With those words, the president of the United States assigned a moral equivalence between those spreading hate and those with the courage to stand against it. And in that moment, I knew the threat to this nation was unlike any I had ever seen in my lifetime.

I wrote at the time that we’re in the battle for the soul of this nation. Well, that’s even more true today. We are in the battle for the soul of this nation.

I believe history will look back on four years of this president and all he embraces as an aberrant moment in time. But if we give Donald Trump eight years in the White House, he will forever and fundamentally alter the character of this nation — who we are — and I cannot stand by and watch that happen.

The core values of this nation, our standing in the world, our very democracy, everything that has made America, America, is at stake.

That’s why today I’m announcing my candidacy for President of the United States.

Folks, America’s an idea, an idea that’s stronger than any army, bigger than any ocean, more powerful than any dictator or tyrant. It gives hope to the most desperate people on earth, it guarantees that everyone is treated with dignity and gives hate no safe harbor. It instills in every person in this country the belief that no matter where you start in life, there’s nothing you can’t achieve if you work at. We can’t forget what happened in Charlottesville. Even more important, we have to remember who we are.

This is America.

That was Joe Biden’s announcement speech.

Here’s Elizabeth Warren:

In the tale that is captivating crowds on the campaign trail, Warren is not a professor or a political star but a hardscrabble Oklahoma “late-in-life baby” or, as her mother called her, “the surprise.” Her elder brothers had joined the military; she was the last one at home, just a middle-schooler when her father had the massive heart attack that would cost him his job. “I remember the day we lost the station wagon,” she tells crowds, lowering her voice. “I learned the words ‘mortgage’ and ‘foreclosure’ ” listening to her parents talk when they thought she was asleep, she recalls. One day she walked in on her mother in her bedroom, crying and saying over and over, “ ’We are not going to lose this house.’ She was 50 years old,” Warren adds, “had never worked outside the home, and she was terrified.”

This part of the story has been a Warren staple for years: Her mother put on her best dress and her high heels and walked down to a Sears, where she got a minimum-wage job. Warren got a private lesson from her mother’s sacrifice—“You do what you have to to take care of those you love”—and a political one, too. “That minimum-wage job saved our house, and it saved our family.” In the 1960s, she says, “a minimum-wage job could support a family of three. Now the minimum wage can’t keep a momma and a baby out of poverty.”

Or this fella:

They all do it differently, but to say they aren’t trying to speak to the “heartlessness” of American society, as Williamson contends they fail to do, is just wrong.

I’m sure there are other examples from Democrats who appeal, to one degree or another, to the heart and soul of the voters. It’s as big a part of politics as the policy wonkery that dominates these generally painfully frustrating debates.

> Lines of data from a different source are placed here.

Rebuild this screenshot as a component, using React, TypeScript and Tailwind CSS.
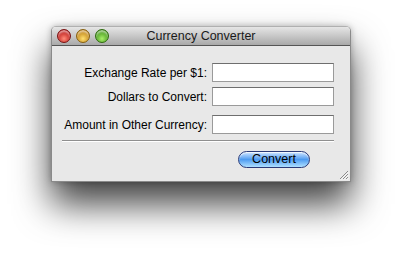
import React from "react";

function Light({ from, to, border }: { from: string; to: string; border: string }) {
  return (
    <span
      className="block w-[14px] h-[14px] rounded-full"
      style={{
        background: `radial-gradient(circle at 50% 72%, ${to} 0%, ${from} 78%)`,
        border: `1px solid ${border}`,
        boxShadow: "inset 0 2px 2px rgba(255,255,255,0.6)",
      }}
    />
  );
}

function Row({ label, className = "" }: { label: string; className?: string }) {
  return (
    <div className={`flex items-center justify-end gap-[5px] ${className}`}>
      <span className="text-[12px] text-black leading-none whitespace-nowrap">{label}</span>
      <input className="w-[122px] h-[19px] bg-white border border-[#9a9a9a] border-t-[#6e6e6e] outline-none" />
    </div>
  );
}

export default function App() {
  return (
    <div className="w-[403px] h-[257px] bg-white overflow-hidden pt-[26px] pl-[51px]" style={{ fontFamily: '"Liberation Sans", Arial, sans-serif' }}>
      <div className="w-[300px] h-[156px] flex flex-col rounded-t-[5px] shadow-[0_22px_36px_rgba(0,0,0,0.75),0_0_6px_rgba(0,0,0,0.25)] border border-[#8a8a8a] border-t-[#b0b0b0]">
        <div className="h-[19px] flex items-center relative rounded-t-[4px] bg-gradient-to-b from-[#e6e6e6] to-[#a9a9a9] border-b border-[#555]">
          <div className="flex items-center gap-[5px] pl-[5px]">
            <Light from="#b50d0d" to="#ff8c7a" border="#7a1010" />
            <Light from="#b8780a" to="#ffe070" border="#87600d" />
            <Light from="#3a8f12" to="#a8ef6a" border="#2d6b0c" />
          </div>
          <div className="absolute inset-0 flex items-center justify-center text-[12.5px] text-[#1a1a1a]">Currency Converter</div>
        </div>
        <div className="flex-1 bg-[#e8e8e8] flex flex-col pt-[17px] pr-[16px] pl-[10px] relative">
          <Row label="Exchange Rate per $1:" />
          <Row label="Dollars to Convert:" className="mt-[5px]" />
          <Row label="Amount in Other Currency:" className="mt-[9px]" />
          <div className="mt-[6px] h-[2px] border-t border-[#8f8f8f] border-b border-b-white" />
          <div className="flex justify-end mt-[9px] pr-[24px]">
            <button className="w-[72px] h-[17px] rounded-full border border-[#2a3a78] text-[12.5px] leading-none text-black flex items-center justify-center bg-gradient-to-b from-[#cfe6ff] via-[#4d9bf0] to-[#aee0ff] shadow-[inset_0_1px_1px_rgba(255,255,255,0.8)]">
              Convert
            </button>
          </div>
          <svg className="absolute right-[1px] bottom-[1px]" width="11" height="11" viewBox="0 0 11 11">
            <path d="M10 2 L2 10 M10 5 L5 10 M10 8 L8 10" stroke="#8a8a8a" strokeWidth="1" />
            <path d="M10.8 2.8 L2.8 10.8 M10.8 5.8 L5.8 10.8 M10.8 8.8 L8.8 10.8" stroke="#ffffff" strokeWidth="0.8" />
          </svg>
        </div>
      </div>
    </div>
  );
}
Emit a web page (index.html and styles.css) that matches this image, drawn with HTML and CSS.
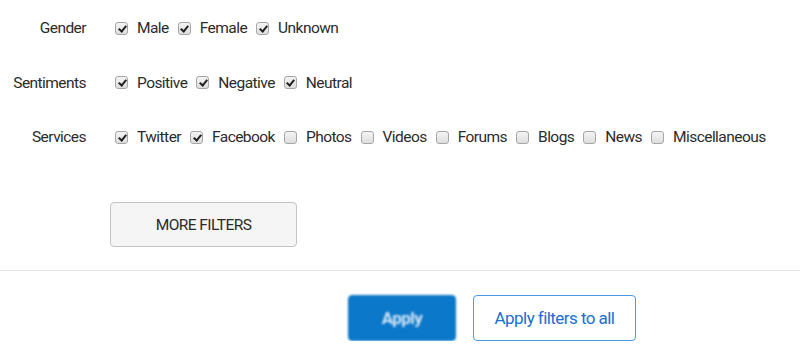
FILE: index.html
```html
<!DOCTYPE html>
<html lang="en">
  <head>
    <meta charset="UTF-8" />
    <meta name="viewport" content="width=device-width, initial-scale=1.0" />
    <title>Filters</title>
    <link rel="stylesheet" href="styles.css">
  </head>
  <body>
    <div class="filters">
      <div class="filter-row">
        <span class="filter-label">Gender</span>
        <div class="options">
          <label class="option"><input type="checkbox" checked /> Male</label>
          <label class="option"><input type="checkbox" checked /> Female</label>
          <label class="option"><input type="checkbox" checked /> Unknown</label>
        </div>
      </div>

      <div class="filter-row">
        <span class="filter-label">Sentiments</span>
        <div class="options">
          <label class="option"><input type="checkbox" checked /> Positive</label>
          <label class="option"><input type="checkbox" checked /> Negative</label>
          <label class="option"><input type="checkbox" checked /> Neutral</label>
        </div>
      </div>

      <div class="filter-row">
        <span class="filter-label">Services</span>
        <div class="options">
          <label class="option"><input type="checkbox" checked /> Twitter</label>
          <label class="option"><input type="checkbox" checked /> Facebook</label>
          <label class="option"><input type="checkbox" /> Photos</label>
          <label class="option"><input type="checkbox" /> Videos</label>
          <label class="option"><input type="checkbox" /> Forums</label>
          <label class="option"><input type="checkbox" /> Blogs</label>
          <label class="option"><input type="checkbox" /> News</label>
          <label class="option"><input type="checkbox" /> Miscellaneous</label>
        </div>
      </div>

      <div class="more">
        <button class="btn-more">MORE FILTERS</button>
      </div>
    </div>

    <div class="actions">
      <button class="btn-apply">Apply</button>
      <button class="btn-apply-all">Apply filters to all</button>
    </div>
  </body>
</html>
```

FILE: styles.css
```css
body {
  margin: 0;
  font-family: Roboto, "Liberation Sans", Arial, sans-serif;
  font-size: 15.5px;
  letter-spacing: -0.55px;
  color: #2b2b2b;
  background-color: white;
}
.filters {
  padding-top: 18px;
  border-bottom: 1px solid #e6e6e6;
  padding-bottom: 23px;
}
.filter-row {
  display: flex;
  align-items: center;
  height: 20px;
  margin-bottom: 34.5px;
}
.filter-label {
  width: 86px;
  margin-right: 29px;
  text-align: right;
}
.options {
  display: flex;
  align-items: center;
  gap: 9px;
}
.option {
  display: flex;
  align-items: center;
  gap: 9px;
  white-space: nowrap;
}
input[type="checkbox"] {
  appearance: none;
  margin: 0;
  width: 13px;
  height: 13px;
  border: 1px solid #a6a6a6;
  border-radius: 3px;
  background: linear-gradient(#f4f4f4, #dedede);
  position: relative;
}
input[type="checkbox"]:checked::after {
  content: "";
  position: absolute;
  left: 3.5px;
  top: 1px;
  width: 3px;
  height: 6px;
  border: solid #222;
  border-width: 0 2px 2px 0;
  transform: rotate(40deg);
}
.more {
  padding-left: 110px;
  margin-top: 55px;
}
.btn-more {
  width: 187px;
  height: 45px;
  font-family: inherit;
  font-size: 15.5px;
  letter-spacing: -0.55px;
  color: #2b2b2b;
  background-color: #f5f5f5;
  border: 1px solid #c4c4c4;
  border-radius: 4px;
}
.actions {
  display: flex;
  gap: 17px;
  padding-left: 348px;
  padding-top: 24px;
}
.actions button {
  height: 46px;
  font-family: inherit;
  font-size: 17px;
  letter-spacing: -0.55px;
  border-radius: 4px;
}
.btn-apply {
  width: 108px;
  background-color: #0b78c9;
  color: #d3e6f7;
  font-weight: bold;
  border: 1px solid #0b78c9;
  filter: blur(1.2px);
}
.btn-apply-all {
  width: 163px;
  background-color: white;
  color: #1a6fd0;
  border: 1px solid #4a9be3;
}
```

Williamson is being held up today as if she’s doing something truly unique and I think the only unique thing about it is the fact that she is not required to talk about policy in-depth and can simply offer her observations that America is in a dark place and we should replace it with love without specifics. That’s fine as far as it goes, and I take her seriously as someone with a huge following and a message that resonates with a lot of people. But it’s unfair to say that other candidates are failing to try to connect on this emotional level. They just also have to back it up with policy.